= To be done =
Select the lines that hold the word "React" and copy each one.

= Recorded data =
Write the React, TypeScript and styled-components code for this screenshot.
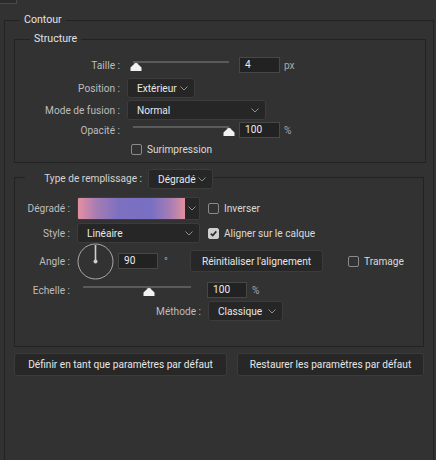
import React from "react";
import styled, { createGlobalStyle } from "styled-components";

const Global = createGlobalStyle`
  html, body { margin: 0; padding: 0; background: #323232; }
  body { width: 436px; height: 460px; overflow: hidden; }
  * { box-sizing: border-box; }
`;

const Page = styled.div`
  width: 436px;
  height: 460px;
  overflow: hidden;
  background: #323232;
  font-family: Roboto, "Open Sans", "Liberation Sans", sans-serif;
  font-size: 10.15px;
  color: #d8d8d8;
`;

const TabStub = styled.div`
  width: 17px;
  height: 4px;
  background: #2b2b2b;
  border-right: 1px solid #4a4a4a;
  border-bottom: 1px solid #4a4a4a;
`;

const Group = styled.fieldset<{ $mt: number; $ml: number; $mr: number; $pt?: number; $pb?: number; $minH?: number }>`
  margin: ${(p) => p.$mt}px ${(p) => p.$mr}px 0 ${(p) => p.$ml}px;
  padding: ${(p) => p.$pt ?? 0}px 0 ${(p) => p.$pb ?? 0}px 0;
  min-width: 0;
  min-height: ${(p) => p.$minH ?? 0}px;
  border: 1px solid #222222;
  border-radius: 0;
`;

const Legend = styled.legend`
  margin-left: 15px;
  padding: 0 4px;
  height: 14px;
  line-height: 14px;
  color: #e2e2e2;
  font-size: 10.6px;
`;

const FillLegend = styled.legend`
  margin-left: 10px;
  padding: 4px 1px 0 19px;
  height: 24px;
  display: flex;
  align-items: center;
`;

const LegendLabel = styled.span`
  width: 98px;
  text-align: right;
  color: #d2d2d2;
  margin-right: 6px;
  line-height: 20px;
  white-space: nowrap;
`;

const Row = styled.div<{ $h: number; $mt?: number }>`
  display: flex;
  align-items: center;
  height: ${(p) => p.$h}px;
  margin-top: ${(p) => p.$mt ?? 0}px;
`;

const Label = styled.span<{ $w: number }>`
  flex: none;
  width: ${(p) => p.$w}px;
  margin-right: 7px;
  text-align: right;
  color: #bdbdbd;
  white-space: nowrap;
`;

const SelectBox = styled.div<{ $w: number; $ml?: number }>`
  flex: none;
  width: ${(p) => p.$w}px;
  height: 20px;
  margin-left: ${(p) => p.$ml ?? 0}px;
  display: flex;
  align-items: center;
  justify-content: space-between;
  padding: 0 6px 0 9px;
  background: #262626;
  border: 1px solid #3c3c3c;
  border-radius: 3px;
  color: #e8e8e8;
  white-space: nowrap;
`;

const Chevron = () => (
  <svg width="8" height="5" viewBox="0 0 8 5" style={{ flex: "none" }}>
    <path d="M0.5 0.5 L4 4 L7.5 0.5" fill="none" stroke="#8e8e8e" strokeWidth="1" />
  </svg>
);

const Select = ({ w, ml, value }: { w: number; ml?: number; value: string }) => (
  <SelectBox $w={w} $ml={ml}>
    <span>{value}</span>
    <Chevron />
  </SelectBox>
);

const NumInput = styled.div<{ $w: number; $ml: number }>`
  flex: none;
  width: ${(p) => p.$w}px;
  height: 16px;
  margin-left: ${(p) => p.$ml}px;
  padding-left: 5px;
  line-height: 14px;
  background: #222222;
  border: 1px solid #474747;
  color: #ececec;
`;

const Unit = styled.span<{ $ml: number; $w?: number }>`
  flex: none;
  margin-left: ${(p) => p.$ml}px;
  width: ${(p) => (p.$w ? `${p.$w}px` : "auto")};
  color: #a8a8a8;
`;

const SliderBox = styled.div<{ $w: number }>`
  flex: none;
  align-self: flex-start;
  width: ${(p) => p.$w}px;
  height: 16px;
  padding: 4px 6px 0 6px;
`;

const Track = styled.div`
  height: 2px;
  background: #5a5a5a;
`;

const ThumbWrap = styled.div`
  height: 9px;
  margin-top: -1px;
  margin-left: -6px;
`;

const Thumb = () => (
  <svg width="12" height="9" viewBox="0 0 12 9" style={{ display: "block" }}>
    <path d="M0.5 9 V5.4 L5 1.2 Q6 0.3 7 1.2 L11.5 5.4 V9 Z" fill="#f2f2f2" />
  </svg>
);

const Slider = ({ w, p }: { w: number; p: number }) => {
  const track = w - 12;
  const left = 3 + p * (track - 3);
  return (
    <SliderBox $w={w}>
      <Track />
      <ThumbWrap style={{ paddingLeft: `${left}px` }}>
        <Thumb />
      </ThumbWrap>
    </SliderBox>
  );
};

const CheckBox = styled.span<{ $on?: boolean; $ml: number }>`
  flex: none;
  width: 11px;
  height: 11px;
  margin-left: ${(p) => p.$ml}px;
  border-radius: 2px;
  border: 1px solid ${(p) => (p.$on ? "#cfcfcf" : "#8a8a8a")};
  background: ${(p) => (p.$on ? "#cfcfcf" : "transparent")};
  display: flex;
  align-items: center;
  justify-content: center;
`;

const CheckText = styled.span`
  margin-left: 5px;
  color: #dadada;
  white-space: nowrap;
`;

const Check = ({ label, on, ml }: { label: string; on?: boolean; ml: number }) => (
  <>
    <CheckBox $on={on} $ml={ml}>
      {on && (
        <svg width="9" height="9" viewBox="0 0 9 9">
          <path d="M1.8 4.6 L3.7 6.5 L7.3 2.4" fill="none" stroke="#2a2a2a" strokeWidth="1.6" />
        </svg>
      )}
    </CheckBox>
    <CheckText>{label}</CheckText>
  </>
);

const GradientPicker = styled.div`
  flex: none;
  width: 123px;
  height: 23px;
  display: flex;
  border: 1px solid #3c3c3c;
  border-radius: 2px;
  background: #262626;
  overflow: hidden;
`;

const GradientSwatch = styled.div`
  flex: 1;
  background: linear-gradient(to right, #e48fa1 0%, #a47cb4 18%, #7d70c0 38%, #786fc3 68%, #a57db4 86%, #e28f9e 100%);
`;

const ChevronCell = styled.div`
  flex: none;
  width: 14px;
  display: flex;
  align-items: center;
  justify-content: center;
`;

const Dial = () => (
  <svg width="37" height="37" viewBox="0 0 37 37" style={{ flex: "none" }}>
    <circle cx="18.5" cy="18.5" r="17.5" fill="none" stroke="#a9a9a9" strokeWidth="1" />
    <line x1="18.5" y1="18.5" x2="18.5" y2="2" stroke="#cfcfcf" strokeWidth="1.6" />
    <circle cx="18.5" cy="18.5" r="2" fill="#cfcfcf" />
  </svg>
);

const SmallButton = styled.div<{ $w: number; $ml: number }>`
  flex: none;
  width: ${(p) => p.$w}px;
  height: 22px;
  margin-left: ${(p) => p.$ml}px;
  display: flex;
  align-items: center;
  justify-content: center;
  background: #272727;
  border: 1px solid #3b3b3b;
  border-radius: 3px;
  color: #e6e6e6;
  white-space: nowrap;
`;

const ButtonBar = styled.div`
  display: flex;
  gap: 10px;
  margin: 6px 0 0 9px;
`;

const WideButton = styled.div<{ $w: number }>`
  flex: none;
  width: ${(p) => p.$w}px;
  height: 23px;
  display: flex;
  align-items: center;
  justify-content: center;
  background: #272727;
  border: 1px solid #3b3b3b;
  border-radius: 3px;
  color: #e6e6e6;
  white-space: nowrap;
`;

export default function App() {
  return (
    <Page>
      <Global />
      <TabStub />
      <Group $mt={9} $ml={4} $mr={2} $minH={470}>
        <Legend>Contour</Legend>

        <Group $mt={5} $ml={9} $mr={7} $pt={11} $pb={5}>
          <Legend>Structure</Legend>
          <Row $h={16}>
            <Label $w={105}>Taille :</Label>
            <Slider w={108} p={0} />
            <NumInput $w={41} $ml={4}>4</NumInput>
            <Unit $ml={4}>px</Unit>
          </Row>
          <Row $h={20} $mt={5}>
            <Label $w={105}>Position :</Label>
            <Select w={68} value="Extérieur" />
          </Row>
          <Row $h={20} $mt={2}>
            <Label $w={105}>Mode de fusion :</Label>
            <Select w={139} value="Normal" />
          </Row>
          <Row $h={16} $mt={2}>
            <Label $w={105}>Opacité :</Label>
            <Slider w={108} p={1} />
            <NumInput $w={41} $ml={4}>100</NumInput>
            <Unit $ml={4}>%</Unit>
          </Row>
          <Row $h={15} $mt={4}>
            <Label $w={105} />
            <Check label="Surimpression" ml={4} />
          </Row>
        </Group>

        <Group $mt={2} $ml={9} $mr={9} $pt={8} $pb={25}>
          <FillLegend>
            <LegendLabel>Type de remplissage :</LegendLabel>
            <Select w={65} value="Dégradé" />
          </FillLegend>
          <Row $h={23}>
            <Label $w={55}>Dégradé :</Label>
            <GradientPicker>
              <GradientSwatch />
              <ChevronCell>
                <Chevron />
              </ChevronCell>
            </GradientPicker>
            <Check label="Inverser" ml={8} />
          </Row>
          <Row $h={20} $mt={3}>
            <Label $w={55}>Style :</Label>
            <Select w={123} value="Linéaire" />
            <Check label="Aligner sur le calque" on ml={8} />
          </Row>
          <Row $h={36}>
            <Label $w={55}>Angle :</Label>
            <Dial />
            <NumInput $w={40} $ml={4}>90</NumInput>
            <Unit $ml={6} $w={26}>°</Unit>
            <SmallButton $w={133} $ml={0}>Réinitialiser l'alignement</SmallButton>
            <Check label="Tramage" ml={25} />
          </Row>
          <Row $h={16} $mt={3}>
            <Label $w={55}>Echelle :</Label>
            <Slider w={120} p={0.6} />
            <NumInput $w={40} $ml={10}>100</NumInput>
            <Unit $ml={5}>%</Unit>
          </Row>
          <Row $h={20} $mt={3}>
            <Label $w={186}>Méthode :</Label>
            <Select w={75} value="Classique" />
          </Row>
        </Group>

        <ButtonBar>
          <WideButton $w={213}>Définir en tant que paramètres par défaut</WideButton>
          <WideButton $w={187}>Restaurer les paramètres par défaut</WideButton>
        </ButtonBar>
      </Group>
    </Page>
  );
}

= Result below =
Write the React, TypeScript and styled-components code for this screenshot.
import React from "react";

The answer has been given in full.